Over the course of 10 years, the Critical Role web series has streamed three complete actual-play Dungeons & Dragons campaigns, and the latest game — Campaign 4, led by DM Brennan Lee Mulligan — started in October. The company’s adventures have also spread wider into the animated adaptations The Legend of Vox Machina and The Mighty Nein. Critical Role’s three previous campaigns were set in Exandria, with each campaign following different adventuring parties.

Any Dungeons & Dragons player will tell you that no matter how long you’ve been playing, or which campaign setting you’re using, everyone has their own favorite player character. Critical Role’s players are no exception. So we put the all-important question to Campaign 4’s returning Critical Role veterans Ashley Johnson, Laura Bailey, and Marisha Ray: If they had to pick a single character from all their Critical Role campaigns to play for the rest of time, who would it be, and why?

“I would probably pick Fearne.” Johnson told Polygon over Zoom. Fearne is a mischievous faun druid from Campaign 3: Bells Hells, who is well known for having sticky fingers that get her (and sometimes the rest of the party) in plenty of trouble.

Artwork featuring eight fantasy characters in a courtyard. The closest figure is a pale, raven-haired woman. Sitting next to her is a faun with green hair and a monkey. There is also a robot and a gnome, with a halfling standing on the half-wall. Next to him is a purple haired woman. On the far side, there are two men with green and blue skin respectively. From Critical Role’s campaign 3, Bell’s Hells Image: Critical Role

Johnson’s other characters include the cleric Pike Trickfoot from Campaign 1: Vox Machina, Yasha Nydoorin, a barbarian from Campaign 2: The Mighty Nein, and the paladin Vaelus in Campaign 4. She says she’d choose Fearne, however, for reasons that go beyond aesthetics.

“I love Yasha so much, but I feel like Fearne gets me out of my head. Playing a character like that at a table, I think, is very beneficial for someone who can be shy, because you feel so outside of yourself.” Johnson says. “What I say, it's not as embarrassing, because you're like, 'Whatever, I'm a fucking weirdo. She's crazy. So who cares if I say something stupid?’ Everyone's going to be like, ‘Well, that makes sense for your character.’ So probably Fearne, because I feel so free when I play her.”

We posed this question to Bailey, who played the quick-talking elf-ranger Vex'ahlia in Campaign 1, the bubbly but naïve cleric Jester Lavorre in Campaign 2, the tortured sorcerer Imogen Temult in Campaign 3, and currently, the ass-kicking fairy-rogue, Thimble, in Campaign 4. Her answer was immediate: “I’d probably go with Jester, because she makes me very happy when I play her, and I like to be happy.”

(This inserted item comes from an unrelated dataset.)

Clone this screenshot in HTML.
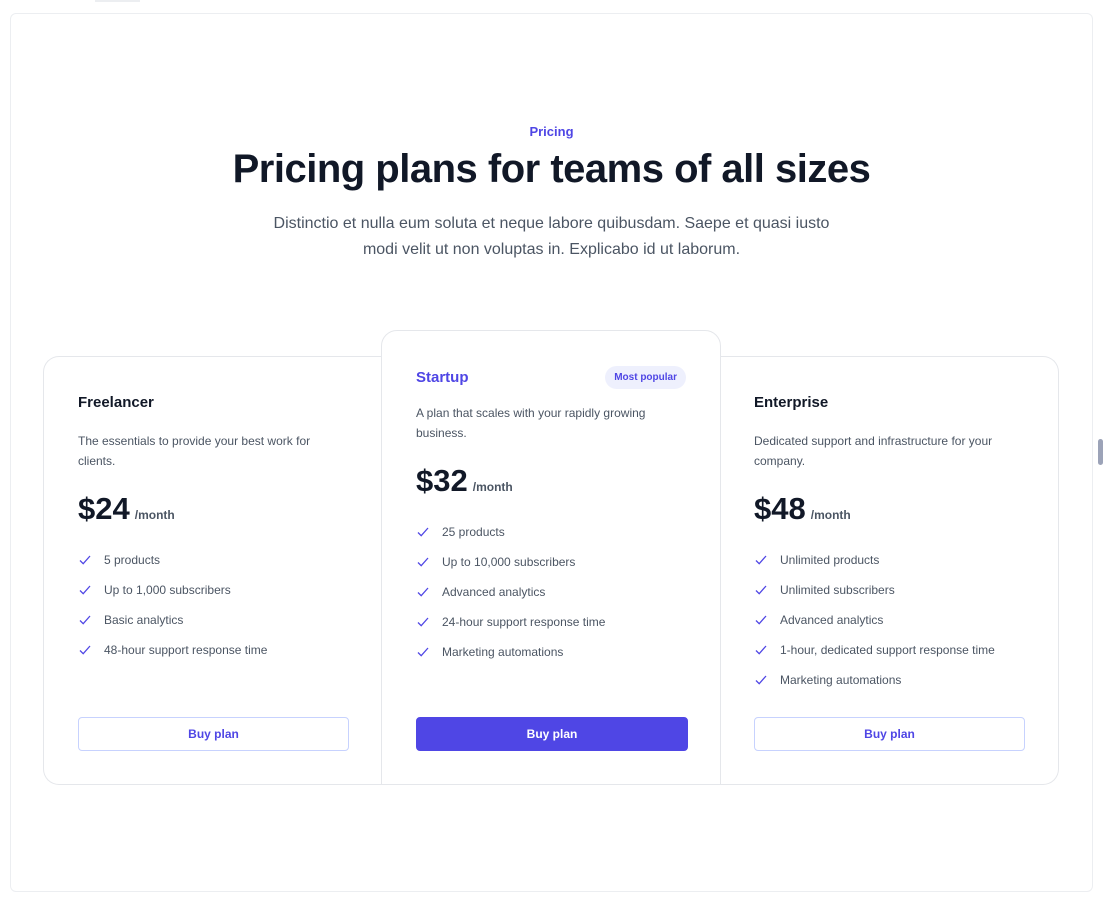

Cutouts of Jester and Fjord from Critical Role, hand-in-hand in their wedding finery Image: Polygon

However, Bailey’s choice came with a significant caveat, one that might not surprise fans who know how much she objects to playing a healer. “I would want to probably multi-class past the cleric so that I could just create some more builds with her. I love her personality, but with my level 20 cleric, I feel limited with healing. I want more damage spells so much.”

Combat effectiveness was also paramount in Ray’s choice. Ray previously played soft-spoken druid Keyleth in Campaign 1, the blunt-as-a-hammer monk Beauregard Lionett in Campaign 2, and the delightfully spooky Laudna in Campaign 3. She’s now in Campaign 4 as dwarven wizard Murray Mag’nesson.

“Beauregard. I love my badass shit-talking monk,” she says. “The good thing about monks is that your punch is always there. You can always just punch people, and you get a few opportunities at it every turn. So when in doubt, punch a bitch.”

However, like Johnson, Ray has personal feelings about her chosen character’s personality and morals that helped solidify her pick.

Molly, Nott, and Beauregard in The Mighty Nein Image: Amazon Video

“I think Beau encapsulates a specific part of me that I rarely let out in my day-to-day life,” she says. “But when I do, man, it's so gratifying. So yeah, it's good to have someone in the back of your mind who's a piece of you that stands up to authority, doesn't take bullshit, and speaks truth to power. I think everyone needs a little facet of themselves like that in the back of their head.”

All of the Critical Role founders are part of Campaign 4, available to watch on Critical Role’s YouTube and Twitch channels, as well as Critical Role’s streaming platform, Beacon.